Leave out the pictures and repeat every record exactly.

Input material:
--*--
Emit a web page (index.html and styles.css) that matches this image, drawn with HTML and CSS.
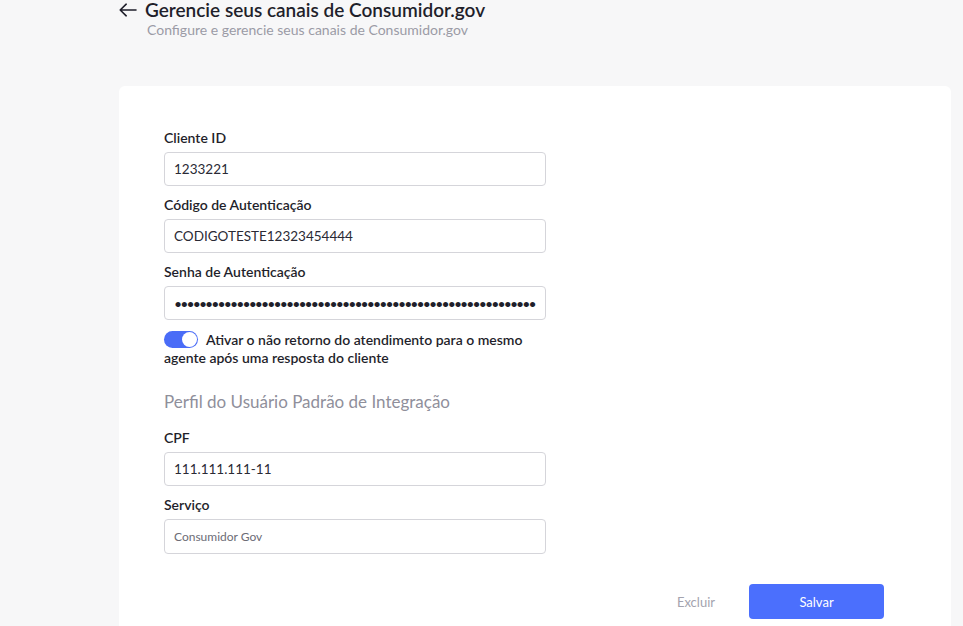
FILE: index.html
```html
<!DOCTYPE html>
<html lang="pt-BR">
<head>
<meta charset="utf-8">
<title>Consumidor.gov</title>
<link rel="stylesheet" href="styles.css">
</head>
<body>
<div class="page">
  <header class="head">
    <div class="title-row">
      <svg class="back" width="18" height="14" viewBox="0 0 18 14" fill="none" stroke="#1f1f2b" stroke-width="1.6" stroke-linecap="round" stroke-linejoin="round"><path d="M17 7H1.2M7.2 1.2L1.2 7l6 5.8"/></svg>
      <h1 class="title">Gerencie seus canais de Consumidor.gov</h1>
    </div>
    <p class="subtitle">Configure e gerencie seus canais de Consumidor.gov</p>
  </header>
  <section class="card">
    <div class="form">
      <div class="field">
        <label class="label">Cliente ID</label>
        <div class="input">1233221</div>
      </div>
      <div class="field">
        <label class="label">Código de Autenticação</label>
        <div class="input">CODIGOTESTE12323454444</div>
      </div>
      <div class="field">
        <label class="label">Senha de Autenticação</label>
        <div class="input dots">••••••••••••••••••••••••••••••••••••••••••••••••••••••••••</div>
      </div>
      <div class="toggle-row">
        <span class="toggle"><span class="knob"></span></span>
        Ativar o não retorno do atendimento para o mesmo agente após uma resposta do cliente
      </div>
      <h2 class="section">Perfil do Usuário Padrão de Integração</h2>
      <div class="field">
        <label class="label">CPF</label>
        <div class="input">111.111.111-11</div>
      </div>
      <div class="field">
        <label class="label">Serviço</label>
        <div class="input small">Consumidor Gov</div>
      </div>
    </div>
    <div class="actions">
      <button class="btn-link">Excluir</button>
      <button class="btn-primary">Salvar</button>
    </div>
  </section>
</div>
</body>
</html>
```
FILE: styles.css
```css
* { box-sizing: border-box; }
html, body { margin: 0; padding: 0; }
body {
  background: #f7f7f8;
  font-family: Lato, "Open Sans", sans-serif;
  color: #1f1f2b;
  height: 626px;
  overflow: hidden;
}
.page { padding-left: 119px; }
.head { height: 86px; }
.title-row {
  display: flex;
  align-items: center;
  gap: 8px;
  height: 19px;
}
.back { flex: none; }
.title {
  margin: 0;
  font-size: 19px;
  font-weight: 600;
  line-height: 19px;
  color: #1f1f2b;
}
.subtitle {
  margin: 2px 0 0 28px;
  font-size: 14px;
  line-height: 17px;
  color: #9b9ba6;
}
.card {
  width: 832px;
  height: 560px;
  background: #fff;
  border-radius: 6px;
  padding: 44px 67px 0 45px;
}
.form { width: 382px; }
.field { margin-bottom: 11px; }
.label {
  display: block;
  font-size: 14px;
  font-weight: 600;
  line-height: 16px;
  margin-bottom: 6px;
}
.input {
  height: 34px;
  border: 1px solid #d5d5da;
  border-radius: 4px;
  padding: 0 9px;
  display: flex;
  align-items: center;
  font-size: 13.5px;
  color: #2a2a35;
}
.input.dots {
  font-size: 14px;
  letter-spacing: -1.9px;
  white-space: nowrap;
  overflow: hidden;
  color: #1f1f2b;
}
.input.small { height: 35px; font-size: 12px; color: #6c6c76; }
.toggle-row {
  margin-top: 1px;
  font-size: 14px;
  font-weight: 600;
  line-height: 18px;
  color: #1f1f2b;
}
.toggle {
  display: inline-block;
  vertical-align: -3px;
  width: 34px;
  height: 17px;
  border-radius: 9px;
  background: #4a6cf7;
  position: relative;
  margin-right: 5px;
}
.knob {
  position: absolute;
  right: 1px;
  top: 1px;
  width: 15px;
  height: 15px;
  border-radius: 50%;
  background: #fff;
}
.section {
  margin: 25px 0 18px;
  font-size: 17px;
  font-weight: 400;
  line-height: 20px;
  color: #8f8f9b;
}
.actions {
  display: flex;
  justify-content: flex-end;
  align-items: center;
  gap: 34px;
  margin-top: 30px;
}
.btn-link {
  border: 0;
  background: none;
  font-family: inherit;
  font-size: 13px;
  color: #a3a3ae;
  padding: 0;
}
.btn-primary {
  border: 0;
  width: 135px;
  height: 35px;
  border-radius: 4px;
  background: #4b6ffd;
  color: #fff;
  font-family: inherit;
  font-size: 13px;
}
```
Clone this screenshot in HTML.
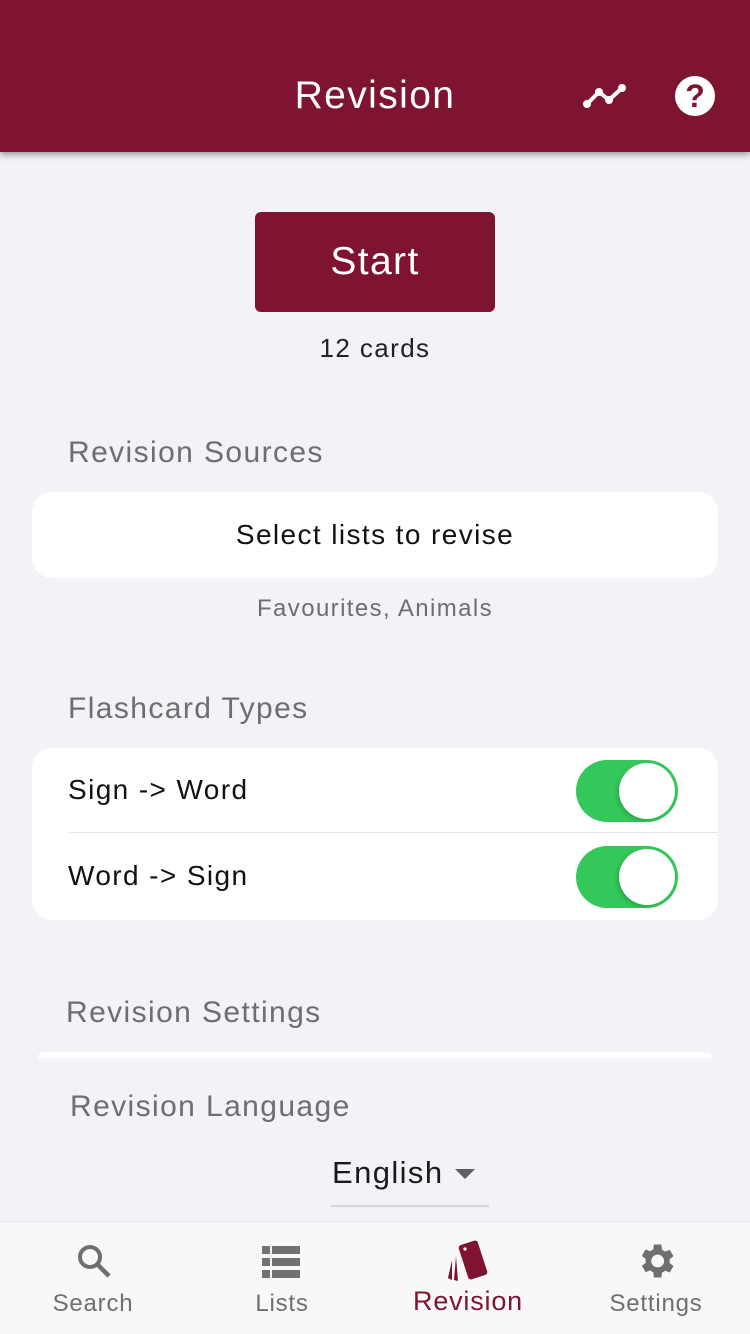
--*--
Expected answer:
Emit a web page (index.html and styles.css) that matches this image, drawn with HTML and CSS.
FILE: index.html
```html
<!DOCTYPE html>
<html lang="pt-BR">
<head>
<meta charset="utf-8">
<title>Consumidor.gov</title>
<link rel="stylesheet" href="styles.css">
</head>
<body>
<div class="page">
  <header class="head">
    <div class="title-row">
      <svg class="back" width="18" height="14" viewBox="0 0 18 14" fill="none" stroke="#1f1f2b" stroke-width="1.6" stroke-linecap="round" stroke-linejoin="round"><path d="M17 7H1.2M7.2 1.2L1.2 7l6 5.8"/></svg>
      <h1 class="title">Gerencie seus canais de Consumidor.gov</h1>
    </div>
    <p class="subtitle">Configure e gerencie seus canais de Consumidor.gov</p>
  </header>
  <section class="card">
    <div class="form">
      <div class="field">
        <label class="label">Cliente ID</label>
        <div class="input">1233221</div>
      </div>
      <div class="field">
        <label class="label">Código de Autenticação</label>
        <div class="input">CODIGOTESTE12323454444</div>
      </div>
      <div class="field">
        <label class="label">Senha de Autenticação</label>
        <div class="input dots">••••••••••••••••••••••••••••••••••••••••••••••••••••••••••</div>
      </div>
      <div class="toggle-row">
        <span class="toggle"><span class="knob"></span></span>
        Ativar o não retorno do atendimento para o mesmo agente após uma resposta do cliente
      </div>
      <h2 class="section">Perfil do Usuário Padrão de Integração</h2>
      <div class="field">
        <label class="label">CPF</label>
        <div class="input">111.111.111-11</div>
      </div>
      <div class="field">
        <label class="label">Serviço</label>
        <div class="input small">Consumidor Gov</div>
      </div>
    </div>
    <div class="actions">
      <button class="btn-link">Excluir</button>
      <button class="btn-primary">Salvar</button>
    </div>
  </section>
</div>
</body>
</html>
```
FILE: styles.css
```css
* { box-sizing: border-box; }
html, body { margin: 0; padding: 0; }
body {
  background: #f7f7f8;
  font-family: Lato, "Open Sans", sans-serif;
  color: #1f1f2b;
  height: 626px;
  overflow: hidden;
}
.page { padding-left: 119px; }
.head { height: 86px; }
.title-row {
  display: flex;
  align-items: center;
  gap: 8px;
  height: 19px;
}
.back { flex: none; }
.title {
  margin: 0;
  font-size: 19px;
  font-weight: 600;
  line-height: 19px;
  color: #1f1f2b;
}
.subtitle {
  margin: 2px 0 0 28px;
  font-size: 14px;
  line-height: 17px;
  color: #9b9ba6;
}
.card {
  width: 832px;
  height: 560px;
  background: #fff;
  border-radius: 6px;
  padding: 44px 67px 0 45px;
}
.form { width: 382px; }
.field { margin-bottom: 11px; }
.label {
  display: block;
  font-size: 14px;
  font-weight: 600;
  line-height: 16px;
  margin-bottom: 6px;
}
.input {
  height: 34px;
  border: 1px solid #d5d5da;
  border-radius: 4px;
  padding: 0 9px;
  display: flex;
  align-items: center;
  font-size: 13.5px;
  color: #2a2a35;
}
.input.dots {
  font-size: 14px;
  letter-spacing: -1.9px;
  white-space: nowrap;
  overflow: hidden;
  color: #1f1f2b;
}
.input.small { height: 35px; font-size: 12px; color: #6c6c76; }
.toggle-row {
  margin-top: 1px;
  font-size: 14px;
  font-weight: 600;
  line-height: 18px;
  color: #1f1f2b;
}
.toggle {
  display: inline-block;
  vertical-align: -3px;
  width: 34px;
  height: 17px;
  border-radius: 9px;
  background: #4a6cf7;
  position: relative;
  margin-right: 5px;
}
.knob {
  position: absolute;
  right: 1px;
  top: 1px;
  width: 15px;
  height: 15px;
  border-radius: 50%;
  background: #fff;
}
.section {
  margin: 25px 0 18px;
  font-size: 17px;
  font-weight: 400;
  line-height: 20px;
  color: #8f8f9b;
}
.actions {
  display: flex;
  justify-content: flex-end;
  align-items: center;
  gap: 34px;
  margin-top: 30px;
}
.btn-link {
  border: 0;
  background: none;
  font-family: inherit;
  font-size: 13px;
  color: #a3a3ae;
  padding: 0;
}
.btn-primary {
  border: 0;
  width: 135px;
  height: 35px;
  border-radius: 4px;
  background: #4b6ffd;
  color: #fff;
  font-family: inherit;
  font-size: 13px;
}
```
Clone this screenshot in HTML.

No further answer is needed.